To understand the slope better, we can rewrite it in simpler terms:

• If the slope is positive, the line rises as we move to the right.
• If the slope is negative, the line falls as we move to the right.
• If the slope is zero, the line is horizontal.

For example, in the function \(f(x)=\frac{4}{3}x+15\), the slope is \(\frac{4}{3}\). This means that for every 3 units we move to the right on the x-axis, the line rises by 4 units. The steeper the slope, the higher the value of m, and vice versa.

The 'y-intercept' is the point where the line crosses the y-axis. In mathematical terms, it's the value of y when x equals zero. In the slope-intercept form \(f(x) = mx + b\), the 'b' represents the y-intercept.
To find the y-intercept, you simply look at the value of 'b' in the equation. It's the constant term that doesn't involve x.
For instance, in the given function \(f(x) = \frac{4}{3} x + 15\), the y-intercept is 15. This means that when x is 0, the value of the function (or y) is 15. So, the line crosses the y-axis at the point (0, 15).
Remember, the y-intercept gives us a starting point for drawing the line on a graph. From this point, we can use the slope to determine the direction and steepness of the line.

Linear functions are a type of function that produce a straight line when graphed. They can be written in various forms, but the most common one is the slope-intercept form \(f(x) = mx + b\).
Here are some properties of linear functions:

• They maintain a constant rate of change.
• They produce a straight line on a graph.
• They have no exponents on their variables (which means x is not raised to any power other than 1).

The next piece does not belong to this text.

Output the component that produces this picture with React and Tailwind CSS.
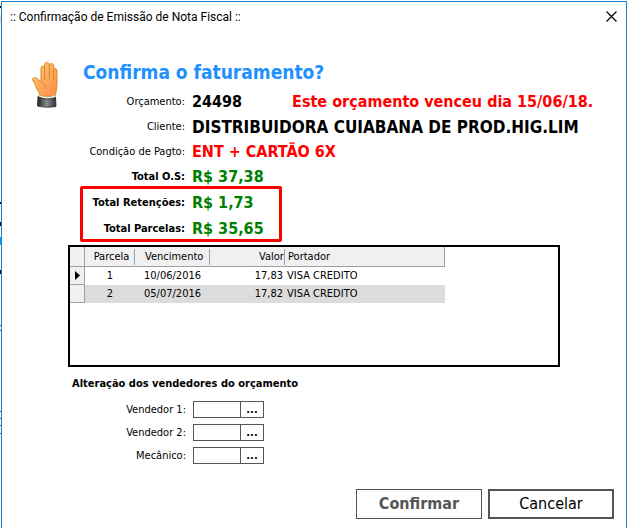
const orderRows = [
  { label: "Orçamento:", value: "24498", valueClass: "text-[16px] text-black", note: "Este orçamento venceu dia 15/06/18." },
  { label: "Cliente:", value: "DISTRIBUIDORA CUIABANA DE PROD.HIG.LIM", valueClass: "text-[17px] text-black" },
  { label: "Condição de Pagto:", value: "ENT + CARTÃO 6X", valueClass: "text-[16px] text-[#ff0000]" },
];

const retainedTotals = [
  { label: "Total Retenções:", value: "R$ 1,73" },
  { label: "Total Parcelas:", value: "R$ 35,65" },
];

const installments = [
  { number: 1, due: "10/06/2016", amount: "17,83", holder: "VISA CREDITO" },
  { number: 2, due: "05/07/2016", amount: "17,82", holder: "VISA CREDITO" },
];

const sellers = [
  { id: "vendedor1", label: "Vendedor 1:" },
  { id: "vendedor2", label: "Vendedor 2:" },
  { id: "mecanico", label: "Mecânico:" },
];

const HandIcon = () => (
  <svg viewBox="0 0 32 50" className="h-[50px] w-8" aria-hidden="true">
    <defs>
      <linearGradient id="skin" x1="0" y1="0" x2="1" y2="1">
        <stop offset="0" stopColor="#ffc777" />
        <stop offset="0.55" stopColor="#ffa95a" />
        <stop offset="1" stopColor="#ff8a4c" />
      </linearGradient>
      <linearGradient id="sleeve" x1="0" y1="0" x2="1" y2="0">
        <stop offset="0" stopColor="#222" />
        <stop offset="0.5" stopColor="#8a8a8a" />
        <stop offset="1" stopColor="#333" />
      </linearGradient>
    </defs>
    <path
      d="M10 36 C9.500 33 8.500 31 7 29 C5 26 5 22.500 2.500 20 C2.500 17.300 5 17.300 7 18.500 L11 22 L11 8.500 C11 5.500 14 5.500 14.300 8 L14.600 4.500 C15 1.500 19 1.500 19.200 4.500 L19.500 5.500 C20 2.600 23.600 3.200 23.700 6 L23.800 10 C24.300 7.500 27 8 27 11 L27 24 C27 29 25.500 32 25.500 36.500 Z"
      fill="url(#skin)"
      stroke="#d98a26"
      strokeWidth="1"
    />
    <path d="M14.500 8 V20 M19.300 5 V19 M23.700 9 V20" stroke="#d98a26" strokeWidth="1" fill="none" />
    <path d="M11 22 C14 23.500 15.500 26 15.500 29" stroke="#e8893c" strokeWidth="1" fill="none" />
    <path d="M8.500 34.500 C13 38 20 38 25 35 L25.500 39 C20 41 13 41 8 38 Z" fill="#f4f4f4" stroke="#bbb" strokeWidth="0.5" />
    <path d="M8 36.500 C13 39.500 20 39.500 25.500 37.500 L26 46.500 C20 47.500 13 47.500 7.500 46 Z" fill="url(#sleeve)" stroke="#222" strokeWidth="0.8" />
  </svg>
);

const Field = ({ label, value, labelClass = "", valueClass, height, children }) => (
  <div className={`flex items-center gap-[7px] ${height}`}>
    <dt className={`w-[183px] shrink-0 whitespace-nowrap text-right ${labelClass}`}>{label}</dt>
    <dd className={`whitespace-nowrap leading-5 font-bold ${valueClass}`}>
      {value}
      {children}
    </dd>
  </div>
);

const OrderSummary = () => (
  <dl className="mt-[5px]">
    {orderRows.map((row) => (
      <Field key={row.label} label={row.label} value={row.value} valueClass={row.valueClass} height="h-[25px]">
        {row.note && <span className="ml-[50px] text-[#ff0000]">{row.note}</span>}
      </Field>
    ))}
    <Field
      label="Total O.S:"
      value="R$ 37,38"
      labelClass="font-bold"
      valueClass="text-[16px] text-[#008000]"
      height="h-[26px]"
    />
    <div className="relative">
      {retainedTotals.map((row) => (
        <Field
          key={row.label}
          label={row.label}
          value={row.value}
          labelClass="font-bold"
          valueClass="text-[16px] text-[#008000]"
          height="h-[26px]"
        />
      ))}
      <div className="pointer-events-none absolute -top-1 bottom-0 left-[78px] w-[202px] rounded-xs border-3 border-[#ff0000]" />
    </div>
  </dl>
);

const InstallmentTable = () => (
  <div className="mx-[66px] mt-[3px] h-[122px] border-2 border-black">
    <table className="w-[375px] table-fixed border-separate border-spacing-0 text-left whitespace-nowrap">
      <colgroup>
        <col className="w-[15px]" />
        <col className="w-[50px]" />
        <col className="w-[75px]" />
        <col className="w-[75px]" />
        <col />
      </colgroup>
      <thead>
        <tr className="h-5 bg-[#f0f0f0] [&_span]:block [&_span]:h-4 [&_span]:overflow-hidden [&_span]:border-[#a0a0a0] [&>th]:border-b [&>th]:border-[#a0a0a0] [&>th]:p-0 [&>th]:font-normal">
          <th aria-label="Atual" className="border-r" />
          <th className="text-center">
            <span className="border-r pl-1">Parcela</span>
          </th>
          <th>
            <span className="border-r pl-[10px]">Vencimento</span>
          </th>
          <th>
            <span className="border-r pl-[49px]">Valor</span>
          </th>
          <th className="border-r">
            <span className="pl-[3px]">Portador</span>
          </th>
        </tr>
      </thead>
      <tbody>
        {installments.map((item, index) => (
          <tr key={item.number} className={`h-[18px] [&>td]:p-0 ${index % 2 ? "bg-[#dcdcdc]" : "bg-white"}`}>
            <td className="border-r border-b border-[#a0a0a0] bg-[#f0f0f0]">
              {index === 0 && (
                <svg viewBox="0 0 5 9" className="ml-[5px] h-[9px] w-[5px]" aria-hidden="true">
                  <path d="M0 0 L5 4.500 L0 9 Z" fill="#000" />
                </svg>
              )}
            </td>
            <td className="text-center">{item.number}</td>
            <td>
              <span className="pl-[9px]">{item.due}</span>
            </td>
            <td className="text-right">
              <span className="pr-0.5">{item.amount}</span>
            </td>
            <td>
              <span className="pl-0.5">{item.holder}</span>
            </td>
          </tr>
        ))}
      </tbody>
    </table>
  </div>
);

const SellerFields = () => (
  <section className="mt-[9px]">
    <h2 className="pl-[70px] leading-4 font-bold">Alteração dos vendedores do orçamento</h2>
    <div className="mt-[9px] flex flex-col gap-1.5">
      {sellers.map((seller) => (
        <div key={seller.id} className="flex h-[17px] items-center gap-[7px]">
          <label htmlFor={seller.id} className="w-[184px] text-right">
            {seller.label}
          </label>
          <div className="flex h-[17px]">
            <input id={seller.id} type="text" className="w-12 border border-[#555] bg-white px-1 outline-none" />
            <button
              type="button"
              aria-label={`Buscar ${seller.label}`}
              className="w-[23px] border border-l-0 border-[#555] bg-white leading-3 font-bold"
            >
              ...
            </button>
          </div>
        </div>
      ))}
    </div>
  </section>
);

// slivers of the window behind the dialog
const BackgroundEdge = () => (
  <svg className="w-px shrink-0" viewBox="0 0 1 528" preserveAspectRatio="xMinYMin slice" aria-hidden="true">
    <path d="M0.500 5 V7 M0.500 201 V203 M0.500 221 V225 M0.500 269 V273" stroke="#000" />
    <path d="M0.500 14 V22" stroke="#f3d3a8" />
    <path d="M0.500 236 V244" stroke="#00a8ff" />
    <path d="M0.500 324 V325 M0.500 329 V330 M0.500 410 V411 M0.500 417 V418 M0.500 424 V425 M0.500 432 V433" stroke="#555" />
  </svg>
);

export default function App() {
  return (
    <div className="flex min-h-screen bg-white pt-px font-['DejaVu_Sans_Condensed','DejaVu_Sans',sans-serif] text-[11px] leading-4 text-black">
      <BackgroundEdge />
      <main className="min-w-0 flex-1 border-x border-t border-[#1a80cc] bg-white">
        <header className="flex h-[29px] items-center justify-between pr-[9px] pl-2">
          <h1 className="font-[Roboto,sans-serif] text-[12px]">:: Confirmação de Emissão de Nota Fiscal ::</h1>
          <button type="button" aria-label="Fechar">
            <svg viewBox="0 0 11 11" className="size-[11px]" aria-hidden="true">
              <path d="M0.500 0.500 L10.500 10.500 M10.500 0.500 L0.500 10.500" stroke="#000" strokeWidth="1.2" />
            </svg>
          </button>
        </header>

        <div className="flex items-start pt-[29px] pl-7">
          <div className="-mb-10">
            <HandIcon />
          </div>
          <h2 className="pl-[21px] text-[19px] leading-6 font-bold text-[#1e90ff]">Confirma o faturamento?</h2>
        </div>

        <OrderSummary />
        <InstallmentTable />
        <SellerFields />

        <footer className="mt-[25px] flex justify-end gap-1.5 pr-3 text-[16px]">
          <button type="button" className="h-[30px] w-[126px] border border-[#555] bg-white font-bold text-[#555]">
            Confirmar
          </button>
          <button type="button" className="h-[30px] w-[126px] border-2 border-[#555] bg-white">
            Cancelar
          </button>
        </footer>
      </main>
    </div>
  );
}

Linear functions are very useful in various fields like physics, economics, and engineering because they accurately describe relationships with a constant rate of change.
For example, the function \(f(x) = \frac{4}{3}x + 15\) is a linear function. It tells us that for every unit increase in x, the value of f(x) increases by a factor of \(\frac{4}{3}\) while starting at 15 when x is zero. The slope and y-intercept make it easy to graph and interpret this relationship.